= AIM =
Would you return the run of lines that starts at the one with "Convert this screenshot" and ends at the one with "import React from 'react';", ends included, exactly as written and without the images?

= EXERCISE MATERIAL =
++++++++++++++++++++

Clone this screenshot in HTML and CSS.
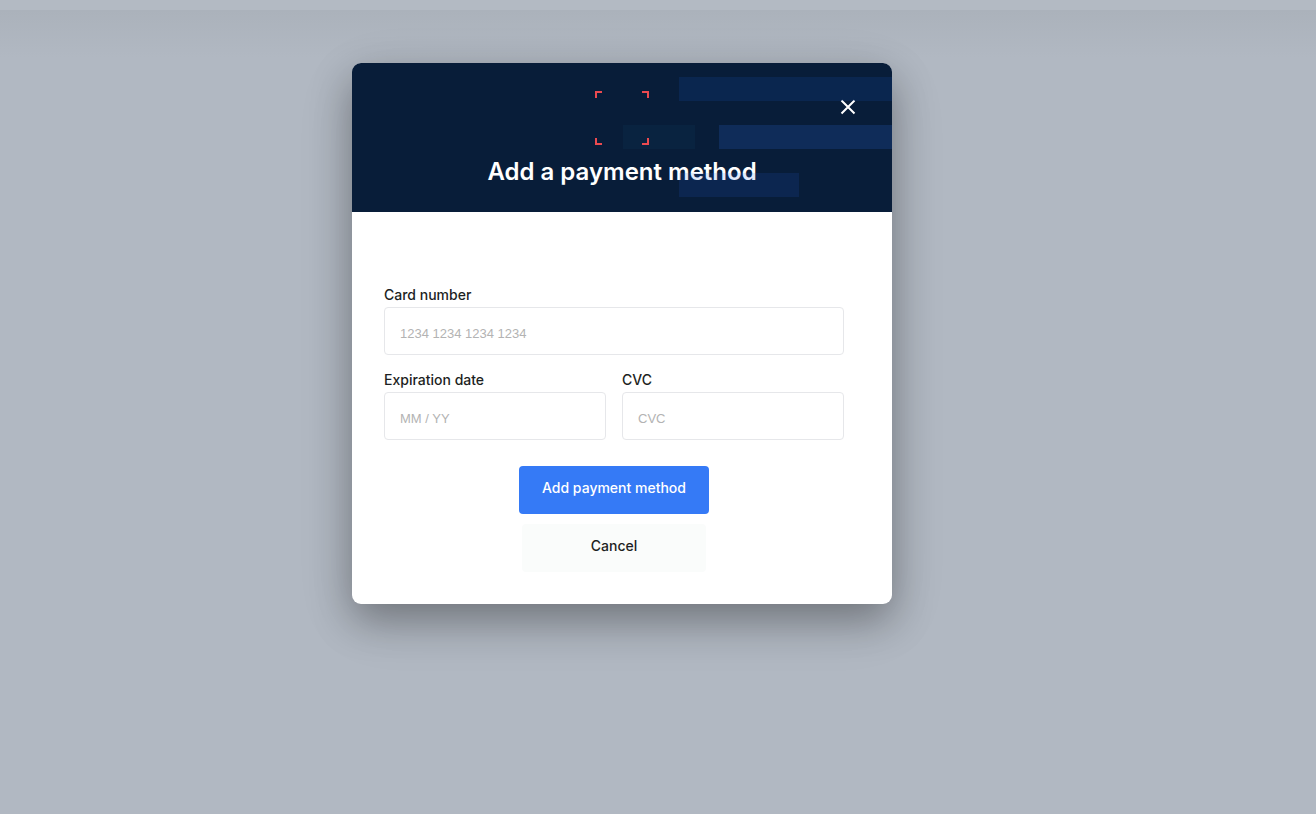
FILE: index.html
```html
<!DOCTYPE html>
<html lang="en">
<head>
  <meta charset="UTF-8" />
  <meta name="viewport" content="width=device-width, initial-scale=1.0"/>
  <title>Add a payment method</title>
  <link rel="stylesheet" href="styles.css">
</head>
<body>

  <div class="topbar"></div>

  <main class="page">
    <section class="modal" role="dialog" aria-labelledby="modalTitle">
      <header class="modal-header">
        <button type="button" class="close" aria-label="Close">
          <svg width="16" height="16" viewBox="0 0 16 16" fill="none" stroke="#ffffff" stroke-width="2">
            <path d="M1.5 1.5 14.5 14.5M14.5 1.5 1.5 14.5" />
          </svg>
        </button>
        <h2 id="modalTitle">Add a payment method</h2>

        <!-- Header artwork -->
        <svg class="artwork" width="297" height="149" viewBox="0 0 297 149" aria-hidden="true">
          <rect x="84" y="14" width="213" height="24" fill="#1650b0" fill-opacity="0.19" />
          <rect x="28" y="62" width="72" height="24" fill="#105a80" fill-opacity="0.11" />
          <rect x="124" y="62" width="173" height="24" fill="#2454b0" fill-opacity="0.27" />
          <rect x="84" y="110" width="120" height="24" fill="#2a64e0" fill-opacity="0.14" />
          <g fill="none" stroke="#ea4a50" stroke-width="2">
            <path d="M1 35V29H7" />
            <path d="M47 29H53V35" />
            <path d="M1 75V81H7" />
            <path d="M47 81H53V75" />
          </g>
        </svg>
      </header>

      <form class="payment-form">
        <div class="form-group">
          <label for="card">Card number</label>
          <input type="text" id="card" placeholder="1234 1234 1234 1234" />
        </div>

        <div class="form-row">
          <div class="form-group">
            <label for="expiry">Expiration date</label>
            <input type="text" id="expiry" placeholder="MM / YY" />
          </div>
          <div class="form-group">
            <label for="cvc">CVC</label>
            <input type="text" id="cvc" placeholder="CVC" />
          </div>
        </div>

        <div class="actions">
          <button type="submit" class="btn btn-primary">Add payment method</button>
          <button type="button" class="btn btn-cancel">Cancel</button>
        </div>
      </form>
    </section>
  </main>

</body>
</html>
```

FILE: styles.css
```css
* {
  box-sizing: border-box;
}

body {
  display: flex;
  flex-direction: column;
  min-height: 100vh;
  margin: 0;
  font-family: Inter, "Liberation Sans", sans-serif;
  color: #1d1f23;
  background-color: #b1b8c2;
}

.topbar {
  height: 10px;
  background-color: #b3bac3;
}

.page {
  flex: 1;
  padding: 53px 72px 53px 0;
  background: linear-gradient(#abb2bb, #b1b8c2 48px);
}

.modal {
  max-width: 540px;
  margin: 0 auto;
  border-radius: 9px;
  overflow: hidden;
  background-color: #ffffff;
  box-shadow: 0 16px 40px rgba(0, 0, 0, 0.32), 0 16px 64px rgba(0, 0, 0, 0.08);
}

.modal-header {
  position: relative;
  display: flex;
  flex-direction: column;
  padding: 32px 32px 24px;
  background-color: #081d39;
}

.modal-header h2 {
  margin: 32px 0 0;
  font-size: 24px;
  font-weight: 600;
  line-height: 32px;
  text-align: center;
  color: #ffffff;
}

/* sits over the title, tinting part of the text */
.artwork {
  position: absolute;
  top: 0;
  right: 0;
  pointer-events: none;
}

.close {
  align-self: flex-end;
  display: flex;
  width: 24px;
  height: 24px;
  margin-bottom: 5px;
  padding: 4px;
  border: 0;
  background: none;
  cursor: pointer;
}

.payment-form {
  padding: 72px 48px 32px 32px;
}

.form-row {
  display: grid;
  grid-template-columns: 1fr 1fr;
  gap: 16px;
  margin-top: 14px;
}

label {
  display: block;
  margin-bottom: 1px;
  font-size: 14px;
  font-weight: 500;
  line-height: 22px;
}

input {
  display: block;
  width: 100%;
  height: 48px;
  padding: 5px 15px 0;
  border: 1px solid #e6e7ea;
  border-radius: 4px;
  font-family: "Liberation Sans", Arial, sans-serif;
  font-size: 13px;
  background-color: #ffffff;
}

input::placeholder {
  color: #b3b3b3;
}

.actions {
  display: flex;
  flex-direction: column;
  align-items: center;
  gap: 10px;
  margin-top: 26px;
}

.btn {
  height: 48px;
  padding: 0 0 6px;
  border: 0;
  border-radius: 4px;
  font-family: inherit;
  font-size: 14px;
  font-weight: 500;
  cursor: pointer;
}

.btn-primary {
  width: 190px;
  color: #ffffff;
  background-color: #357af6;
}

.btn-cancel {
  width: 184px;
  color: #1d1f23;
  background-color: #fafcfb;
}
```
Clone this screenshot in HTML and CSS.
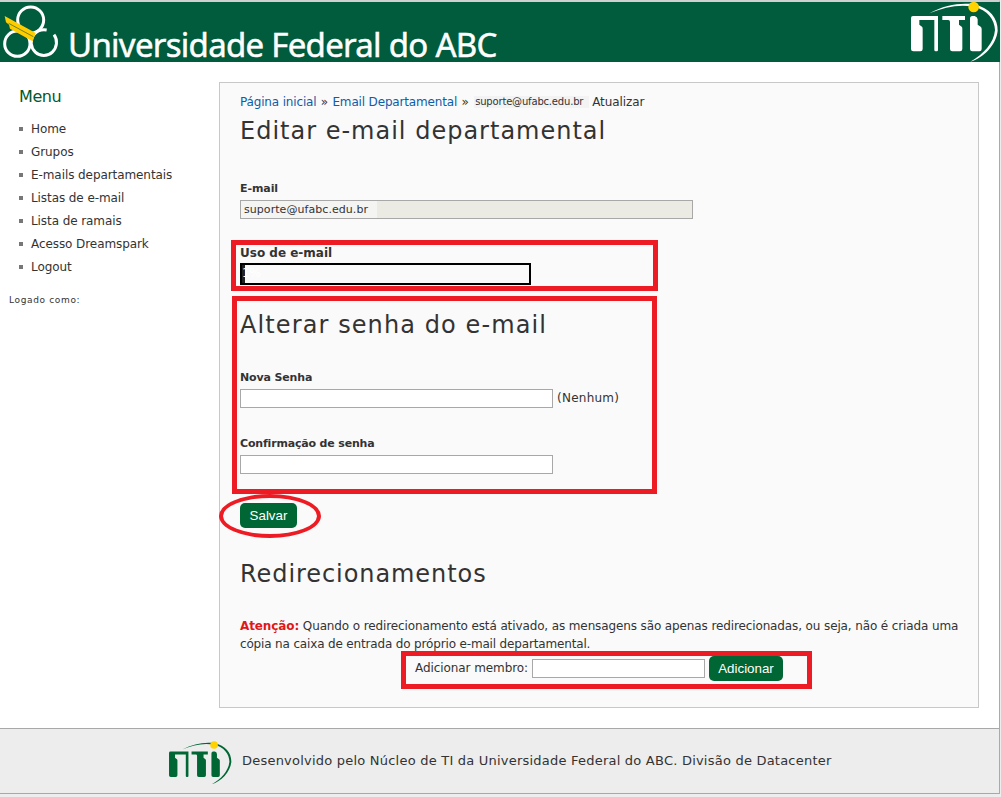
FILE: index.html
```html
<!DOCTYPE html>
<html lang="pt-BR">
<head>
<meta charset="utf-8">
<title>Editar e-mail departamental</title>
<link rel="stylesheet" href="styles.css">
</head>
<body>
<svg class="defs" aria-hidden="true">
  <symbol id="nti" viewBox="0 0 288 192">
    <path d="M27 48H102V150q0 4-4 4H95q-4 0-4-4V60H46V74l8 6q2 2 2 6V147q0 7-7 7H28q-7 0-7-7V54q0-6 6-6z"/>
    <path d="M115 48H183V60H165V74l8 6q2 2 2 6V147q0 7-7 7H145q-7 0-7-7V66q0-6-5-6H115z"/>
    <path d="M205 48H212q8 2 9 10V74l9 6q3 2 3 7V147q0 7-7 7H205q-7 0-7-7V56q0-8 7-8z"/>
    <path d="M76 40C122 16 165 8 210 13C258 24 282 56 281 92C277 134 238 174 199 185C238 163 270 129 273 90C272 58 251 30 209 20C165 12 122 21 76 40z"/>
    <circle cx="209" cy="21" r="16" fill="#ffd200"/>
  </symbol>
</svg>
<div class="page">
  <header class="banner">
    <svg class="ufabc" viewBox="0 0 192 180" fill="none" stroke="#fff" stroke-width="9">
      <circle cx="92" cy="54" r="39"/>
      <circle cx="52" cy="125" r="38"/>
      <path d="M140 84Q117 80 101 98A38 39 0 1 0 162 98"/>
      <path d="M14 42L107 93L98 118L30 80L27 68L18 61z" fill="#fc0" stroke="none"/>
      <path d="M26 64L100 104" stroke="#6d8418" stroke-width="3"/>
    </svg>
    <span class="uni">Universidade Federal do ABC</span>
    <svg class="nti-top"><use href="#nti"/></svg>
  </header>
  <div class="columns">
    <nav class="side">
      <h2>Menu</h2>
      <ul>
        <li>Home</li><li>Grupos</li><li>E-mails departamentais</li><li>Listas de e-mail</li><li>Lista de ramais</li><li>Acesso Dreamspark</li><li>Logout</li>
      </ul>
      <p class="logged">Logado como:</p>
    </nav>
    <main class="content">
      <div class="crumbs"><a>Página inicial</a><i>»</i><a class="dep">Email Departamental</a><i>»</i><span class="addr">suporte@ufabc.edu.br</span><span>Atualizar</span></div>
      <h1>Editar e-mail departamental</h1>
      <div class="label first">E-mail</div>
      <div class="field readonly"><span>suporte@ufabc.edu.br</span></div>
      <div class="label usage">Uso de e-mail</div>
      <div class="meter"><span>1%</span></div>
      <h1 class="pass">Alterar senha do e-mail</h1>
      <div class="label nova">Nova Senha</div>
      <div class="row"><div class="field"></div><span class="none">(Nenhum)</span></div>
      <div class="label conf">Confirmação de senha</div>
      <div class="field"></div>
      <button class="save">Salvar</button>
      <h1 class="redir">Redirecionamentos</h1>
      <p class="note"><b>Atenção:</b> <span>Quando o redirecionamento está ativado, as mensagens são apenas redirecionadas, ou seja, não é criada uma</span><br>cópia na caixa de entrada do próprio e-mail departamental.</p>
      <div class="add"><span>Adicionar membro:</span><div class="field"></div><button>Adicionar</button></div>
      <div class="mark m1"></div>
      <div class="mark m2"></div>
      <div class="mark m3"></div>
      <div class="mark m4"></div>
    </main>
  </div>
  <footer class="foot">
    <svg class="nti-foot"><use href="#nti"/></svg>
    <span>Desenvolvido pelo Núcleo de TI da Universidade Federal do ABC. Divisão de Datacenter</span>
  </footer>
</div>
</body>
</html>
```
FILE: styles.css
```css
*{box-sizing:border-box;margin:0;padding:0}
html{background:#ededed;overflow:hidden}
body{font:12px/18px "DejaVu Sans",Verdana,sans-serif;letter-spacing:-.08px;color:#333;white-space:nowrap}
.defs{position:absolute;width:0;height:0}
.page{width:1000px;height:794px;border-top:2px solid #d0d0d0;border-right:1px solid #aaa;background:#fff;display:flex;flex-direction:column}
.banner{width:1000px;height:60px;background:#005c3c;display:flex;flex:none}
.ufabc{width:64px;height:60px;flex:none}
.uni{font:33px/40px "Noto Sans","Open Sans",sans-serif;letter-spacing:-.72px;-webkit-text-stroke:.5px #fff;color:#fff;margin:23px 0 0 4px;width:837px;height:37px}
.nti-top{width:96px;height:64px;margin-top:-2px;flex:none;fill:#fff}
.columns{display:flex;height:666px;flex:none}
.side{width:219px;padding:25px 0 0 9px}
.side h2{font-size:16px;font-weight:400;line-height:20px;letter-spacing:-.4px;color:#00592f;margin-left:10px}
.side ul{list-style:none;margin-top:10px}
.side li{height:23px;line-height:23px;padding:1px 0 0 10px;display:flex;align-items:center;gap:8px}
.side li::before{content:"";width:4px;height:4px;margin-top:-1px;background:#777}
.logged{font-size:9px;letter-spacing:.65px;margin-top:14px;line-height:17px}
.content{position:relative;width:760px;height:626px;margin-top:20px;padding:10px 20px 0;border:1px solid #c8c8c8;background:#fafafa}
.crumbs{display:flex;height:18px}
.crumbs a{color:#0f5ca8;letter-spacing:-.16px}
.crumbs i{font-style:normal;width:16px;text-align:center}
.crumbs .addr{font:10px/12px "DejaVu Sans",sans-serif;letter-spacing:-.18px;background:#f3f3f3;width:115px;height:12px;padding-left:1px;margin:3px 3px 0 1px}
h1{font-size:24px;line-height:30px;font-weight:400;letter-spacing:1px;margin-top:5px}
.label{font-weight:700;font-size:11px;line-height:16px;margin-bottom:3px}
.first{margin-top:35px}
.field{width:313px;height:19px;border:1px solid #a8a8a8;background:#fff}
.readonly{width:453px;background:#ebebe3;font-size:11px;line-height:17px;letter-spacing:.06px}
.readonly span{display:block;width:136px;padding-left:3px;background:#f4f4f3}
.usage{font-size:12px;margin:26px 0 2px;letter-spacing:0}
.meter{width:291px;height:22px;border:2px solid #000;background:linear-gradient(90deg,#222 3px,#fafafa 3px);color:#fff;line-height:16px}
.pass{margin-top:25px;letter-spacing:1.1px}
.nova{margin-top:30px;letter-spacing:-.15px}
.row{display:flex;gap:4px;height:19px}
.none{letter-spacing:.25px}
.conf{margin-top:28px;letter-spacing:-.17px}
button{display:block;height:25px;border:0;border-radius:5px;background:#063;color:#fff;font:13.33px/25px "Liberation Sans",Arial,sans-serif;text-align:center;width:74px}
.save{width:57px;margin-top:29px}
.redir{margin-top:31px;letter-spacing:.93px}
.note{margin-top:28px;letter-spacing:-.16px}
.note span{letter-spacing:-.12px}
.note b{color:#e01818;letter-spacing:-.1px}
.add{display:flex;margin:3px 0 0 175px;height:25px}
.add span{width:117px;line-height:24px}
.add .field{width:173px;margin:3px 4px 0 0}
.mark{position:absolute;border:5px solid #ed1c24}
.m1{left:11px;top:157px;width:427px;height:51px}
.m2{left:12px;top:213px;width:425px;height:198px}
.m3{left:-1px;top:411px;width:102px;height:44px;border-width:4px;border-radius:50%}
.m4{left:181px;top:568px;width:411px;height:38px}
.foot{height:66px;flex:none;background:#ededed;border-top:1px solid #a8a8a8;border-bottom:1px solid #a8a8a8;display:flex;font-size:13px;line-height:20px;letter-spacing:.22px}
.foot span{margin:22px 0 0 9px}
.nti-foot{width:69px;height:46px;margin:11px 0 0 164px;fill:#063}
```
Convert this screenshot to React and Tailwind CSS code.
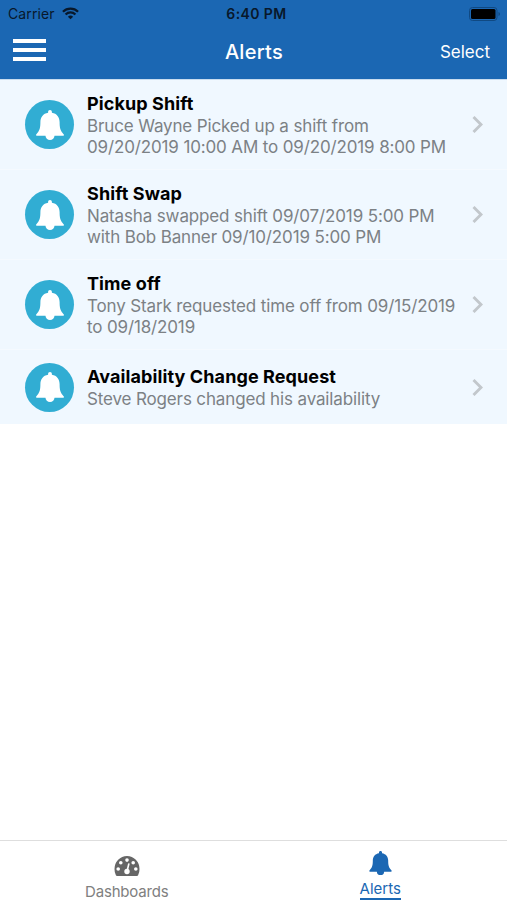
import React from 'react';

const alerts = [
  { id: 1, title: 'Pickup Shift', lines: ['Bruce Wayne Picked up a shift from', '09/20/2019 10:00 AM to 09/20/2019 8:00 PM'] },
  { id: 2, title: 'Shift Swap', lines: ['Natasha swapped shift 09/07/2019 5:00 PM', 'with Bob Banner 09/10/2019 5:00 PM'] },
  { id: 3, title: 'Time off', lines: ['Tony Stark requested time off from 09/15/2019', 'to 09/18/2019'] },
  { id: 4, title: 'Availability Change Request', lines: ['Steve Rogers changed his availability'] },
]

function Bell ({ className }) {
  return (
    <svg viewBox="0 0 28 30" className={className} fill="currentColor">
      <path d="M14 0c1.200 0 1.900.8 1.900 2v.7c5 .8 7.700 4.500 7.700 9.300 0 5.500.6 8.800 4.200 12.400.5.600.2 1.400-.6 1.400H.8c-.8 0-1.100-.8-.6-1.400C3.800 20.800 4.400 17.500 4.400 12c0-4.800 2.700-8.500 7.700-9.300V2c0-1.200.7-2 1.900-2z" />
      <path d="M9.500 25h9v.8a4.500 4.200 0 0 1-9 0z" />
    </svg>
  )
}

function Gauge () {
  return (
    <svg viewBox="0 0 26 20" className="ml-px h-5 w-[26px]">
      <path d="M3 20q-.7 0-1.100-.7A12.500 13 0 0 1 .5 13a12.500 13 0 0 1 25 0 12.500 13 0 0 1-1.400 6.300q-.4.700-1.100.7z" fill="#666" />
      <g fill="#fff">
        <circle cx="4.200" cy="13" r="1.800" />
        <circle cx="6.800" cy="6.800" r="1.800" />
        <circle cx="13" cy="4.100" r="1.800" />
        <circle cx="19.200" cy="6.800" r="1.800" />
        <circle cx="21.800" cy="13" r="1.800" />
        <circle cx="13" cy="15.500" r="2.700" />
      </g>
      <path d="M13 15.500 14.800 8" stroke="#fff" strokeWidth="1.600" strokeLinecap="round" />
    </svg>
  )
}

function StatusBar () {
  return (
    <div className="grid h-[27px] grid-cols-3 items-center pl-2 pr-[6px] text-[14px] text-[#08182b]">
      <div className="flex items-center gap-[7px]">
        <span className="tracking-[0.1px]">Carrier</span>
        <svg viewBox="0 0 18 13" className="h-[13px] w-[17px]" fill="none" stroke="currentColor" strokeWidth="2.400">
          <path d="M1 4.600a11.500 11.500 0 0 1 16 0M3.800 7.500a7.400 7.400 0 0 1 10.400 0" />
          <path d="M9 12.700 6.200 9.900a4 4 0 0 1 5.600 0z" fill="currentColor" stroke="none" />
        </svg>
      </div>
      <span className="pl-[4px] text-center font-semibold tracking-[0.4px]">6:40 PM</span>
      <svg viewBox="0 0 32 14" className="h-[14px] w-8 justify-self-end">
        <rect x=".5" y=".5" width="27.500" height="13" rx="3" fill="none" stroke="#104982" />
        <rect x="2" y="2" width="24.500" height="10" rx="1.500" fill="#000" />
        <path d="M29.500 5v4q1.500-.5 1.500-2t-1.500-2z" fill="#104982" />
      </svg>
    </div>
  )
}

function AlertRow ({ alert }) {
  return (
    <li className={`flex items-center bg-[#f0f8ff] pl-[25px] pr-6 ${alert.lines.length > 1 ? 'h-[90px] border-b border-[#f5faff]' : 'h-[74px]'}`}>
      <div className="flex size-[49px] shrink-0 items-center justify-center rounded-full bg-[#31add3] text-white">
        <Bell className="h-[30px] w-7" />
      </div>
      <div className="ml-[13px] flex-1 whitespace-nowrap">
        <h2 className="text-[18px] font-bold leading-6 tracking-[0.1px] text-black">{alert.title}</h2>
        {alert.lines.map((line) => (
          <p key={line} className="text-[17px] leading-[20.500px] tracking-[-0.14px] text-[#7c8185]">{line}</p>
        ))}
      </div>
      <svg viewBox="0 0 11 17" className="h-[17px] w-[11px] shrink-0" fill="none" stroke="#c2c7cc" strokeWidth="2.900">
        <path d="M1.500 1 9 8.500 1.500 16" />
      </svg>
    </li>
  )
}

export default function App () {
  return (
    <div className="flex h-[900px] w-[507px] flex-col overflow-hidden bg-white font-['Inter',sans-serif]">
      <header className="h-20 border-b border-[#c9dcef] bg-[#1b67b3]">
        <StatusBar />
        <div className="grid h-[50px] grid-cols-3 items-center pl-[13px] pr-[17px] text-white">
          <button className="mb-[5px] flex w-[33px] flex-col gap-[5px]">
            <span className="h-1 bg-white" />
            <span className="h-1 bg-white" />
            <span className="h-1 bg-white" />
          </button>
          <h1 className="pl-[5px] text-center text-[20px] font-medium tracking-[0.3px]">Alerts</h1>
          <button className="pt-px text-right text-[17px]">Select</button>
        </div>
      </header>
      <ul>
        {alerts.map((alert) => <AlertRow key={alert.id} alert={alert} />)}
      </ul>
      <nav className="mt-auto grid h-[60px] grid-cols-2 border-t border-[#dedede] text-[15px]">
        <button className="flex flex-col items-center pt-[15px] text-[#808080]">
          <Gauge />
          <span className="mt-[6px] leading-5 tracking-[-0.2px]">Dashboards</span>
        </button>
        <button className="flex flex-col items-center pt-[10px] text-[#1b67b3]">
          <Bell className="h-6 w-[23px]" />
          <span className="mt-[5px] border-b-2 border-[#1b67b3] leading-[18px]">Alerts</span>
        </button>
      </nav>
    </div>
  )
}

++++++++++++++++++++

= ANSWER FOR THE TASK =
Convert this screenshot to React and Tailwind CSS code.
import React from 'react';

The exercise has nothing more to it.